:: Records to process

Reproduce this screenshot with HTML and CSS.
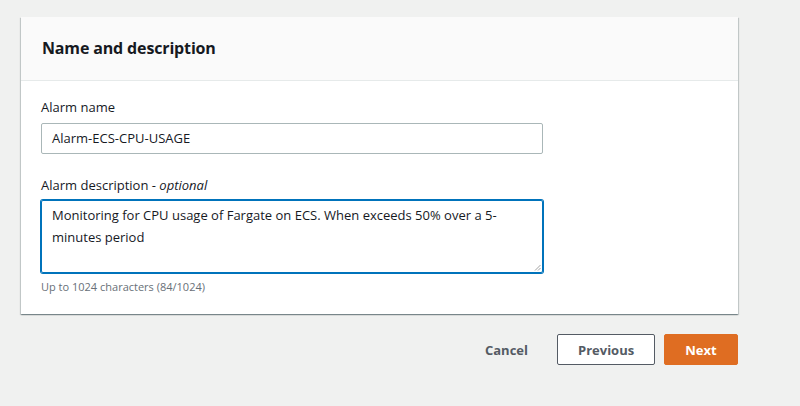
FILE: index.html
```html
<!DOCTYPE html>
<html>
<head>
<meta charset="utf-8">
<link rel="stylesheet" href="styles.css">
</head>
<body>
<div class="page">
  <section class="card">
    <header class="card-header">
      <h2 class="card-title">Name and description</h2>
    </header>
    <div class="card-body">
      <div class="field">
        <label class="label">Alarm name</label>
        <div class="input">Alarm-ECS-CPU-USAGE</div>
      </div>
      <div class="field">
        <label class="label">Alarm description - <i>optional</i></label>
        <div class="textarea">Monitoring for CPU usage of Fargate on ECS. When exceeds 50% over a 5-minutes period
          <svg class="grip" width="7" height="7" viewBox="0 0 7 7"><path d="M1 6.5L6.5 1M4 6.5L6.5 4" stroke="#8c8c8c" stroke-width="0.8" fill="none"/></svg>
        </div>
        <div class="hint">Up to 1024 characters (84/1024)</div>
      </div>
    </div>
  </section>
  <div class="actions">
    <button class="btn btn-link">Cancel</button>
    <button class="btn btn-normal">Previous</button>
    <button class="btn btn-primary">Next</button>
  </div>
</div>
</body>
</html>
```
FILE: styles.css
```css
* { box-sizing: border-box; }
html, body { margin: 0; padding: 0; }
body {
  background: #f0f1f0;
  font-family: "Open Sans", "Noto Sans", sans-serif;
  color: #16191f;
  width: 800px;
  height: 406px;
  overflow: hidden;
}
.page {
  padding: 17px 62px 0 21px;
}
.card {
  background: #fff;
  box-shadow: 0 1px 1px 0 rgba(0,28,36,0.3), 1px 1px 1px 0 rgba(0,28,36,0.15), -1px 1px 1px 0 rgba(0,28,36,0.15);
}
.card-header {
  background: #fafafa;
  border-bottom: 1px solid #e6eaea;
  height: 64px;
  display: flex;
  align-items: center;
  padding: 0 21px 2px;
}
.card-title {
  margin: 0;
  font-size: 16px;
  font-weight: 700;
  line-height: 20px;
  letter-spacing: -0.15px;
}
.card-body {
  padding: 16px 20px 19px 20px;
}
.field + .field { margin-top: 21px; }
.label {
  display: block;
  font-size: 13px;
  line-height: 20px;
  margin-bottom: 6px;
}
.field + .field .label { margin-bottom: 5px; }
.input {
  width: 502px;
  height: 31px;
  border: 1px solid #aab7b8;
  border-radius: 2px;
  padding: 0 10px;
  font-size: 13px;
  line-height: 29px;
}
.textarea {
  position: relative;
  width: 502px;
  height: 73px;
  border: 1px solid #0073bb;
  box-shadow: 0 0 0 1px #0073bb;
  border-radius: 2px;
  padding: 3px 10px 4px;
  font-size: 13px;
  line-height: 22px;
}
.grip {
  position: absolute;
  right: 1px;
  bottom: 1px;
}
.hint {
  font-size: 11px;
  color: #687078;
  margin-top: 6px;
  line-height: 16px;
}
.actions {
  display: flex;
  justify-content: flex-end;
  align-items: center;
  gap: 9px;
  margin-top: 20px;
}
.btn {
  font-family: inherit;
  font-size: 13px;
  font-weight: 700;
  height: 31px;
  border-radius: 2px;
  padding: 0 20px;
  cursor: pointer;
}
.btn-link {
  background: none;
  border: none;
  color: #545b64;
}
.btn-normal {
  background: #fff;
  border: 1px solid #545b64;
  color: #545b64;
  width: 98px;
}
.btn-primary {
  background: #df6d22;
  border: 1px solid #df6d22;
  color: #fff;
  width: 74px;
}
```
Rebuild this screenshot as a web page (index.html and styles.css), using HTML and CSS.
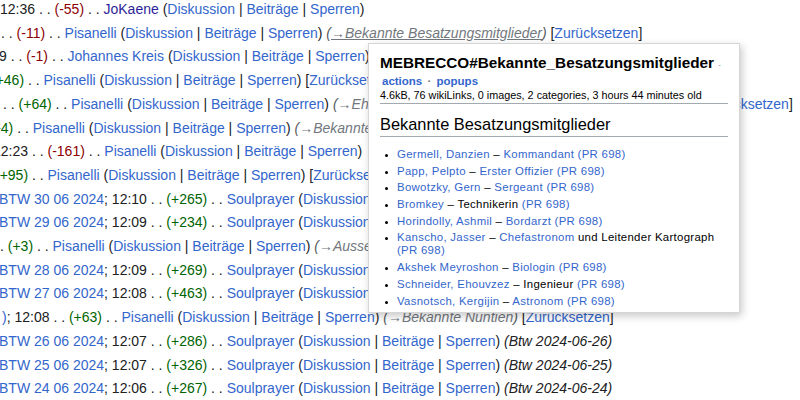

::::

Your instructions - Copy the material above exactly and drop the pictures.

Full output -
Reproduce this screenshot with HTML and CSS.
FILE: index.html
```html
<!DOCTYPE html>
<html>
<head>
<meta charset="utf-8">
<link rel="stylesheet" href="styles.css">
</head>
<body>
<div class="page">
  <section class="card">
    <header class="card-header">
      <h2 class="card-title">Name and description</h2>
    </header>
    <div class="card-body">
      <div class="field">
        <label class="label">Alarm name</label>
        <div class="input">Alarm-ECS-CPU-USAGE</div>
      </div>
      <div class="field">
        <label class="label">Alarm description - <i>optional</i></label>
        <div class="textarea">Monitoring for CPU usage of Fargate on ECS. When exceeds 50% over a 5-minutes period
          <svg class="grip" width="7" height="7" viewBox="0 0 7 7"><path d="M1 6.5L6.5 1M4 6.5L6.5 4" stroke="#8c8c8c" stroke-width="0.8" fill="none"/></svg>
        </div>
        <div class="hint">Up to 1024 characters (84/1024)</div>
      </div>
    </div>
  </section>
  <div class="actions">
    <button class="btn btn-link">Cancel</button>
    <button class="btn btn-normal">Previous</button>
    <button class="btn btn-primary">Next</button>
  </div>
</div>
</body>
</html>
```
FILE: styles.css
```css
* { box-sizing: border-box; }
html, body { margin: 0; padding: 0; }
body {
  background: #f0f1f0;
  font-family: "Open Sans", "Noto Sans", sans-serif;
  color: #16191f;
  width: 800px;
  height: 406px;
  overflow: hidden;
}
.page {
  padding: 17px 62px 0 21px;
}
.card {
  background: #fff;
  box-shadow: 0 1px 1px 0 rgba(0,28,36,0.3), 1px 1px 1px 0 rgba(0,28,36,0.15), -1px 1px 1px 0 rgba(0,28,36,0.15);
}
.card-header {
  background: #fafafa;
  border-bottom: 1px solid #e6eaea;
  height: 64px;
  display: flex;
  align-items: center;
  padding: 0 21px 2px;
}
.card-title {
  margin: 0;
  font-size: 16px;
  font-weight: 700;
  line-height: 20px;
  letter-spacing: -0.15px;
}
.card-body {
  padding: 16px 20px 19px 20px;
}
.field + .field { margin-top: 21px; }
.label {
  display: block;
  font-size: 13px;
  line-height: 20px;
  margin-bottom: 6px;
}
.field + .field .label { margin-bottom: 5px; }
.input {
  width: 502px;
  height: 31px;
  border: 1px solid #aab7b8;
  border-radius: 2px;
  padding: 0 10px;
  font-size: 13px;
  line-height: 29px;
}
.textarea {
  position: relative;
  width: 502px;
  height: 73px;
  border: 1px solid #0073bb;
  box-shadow: 0 0 0 1px #0073bb;
  border-radius: 2px;
  padding: 3px 10px 4px;
  font-size: 13px;
  line-height: 22px;
}
.grip {
  position: absolute;
  right: 1px;
  bottom: 1px;
}
.hint {
  font-size: 11px;
  color: #687078;
  margin-top: 6px;
  line-height: 16px;
}
.actions {
  display: flex;
  justify-content: flex-end;
  align-items: center;
  gap: 9px;
  margin-top: 20px;
}
.btn {
  font-family: inherit;
  font-size: 13px;
  font-weight: 700;
  height: 31px;
  border-radius: 2px;
  padding: 0 20px;
  cursor: pointer;
}
.btn-link {
  background: none;
  border: none;
  color: #545b64;
}
.btn-normal {
  background: #fff;
  border: 1px solid #545b64;
  color: #545b64;
  width: 98px;
}
.btn-primary {
  background: #df6d22;
  border: 1px solid #df6d22;
  color: #fff;
  width: 74px;
}
```
Rebuild this screenshot as a web page (index.html and styles.css), using HTML and CSS.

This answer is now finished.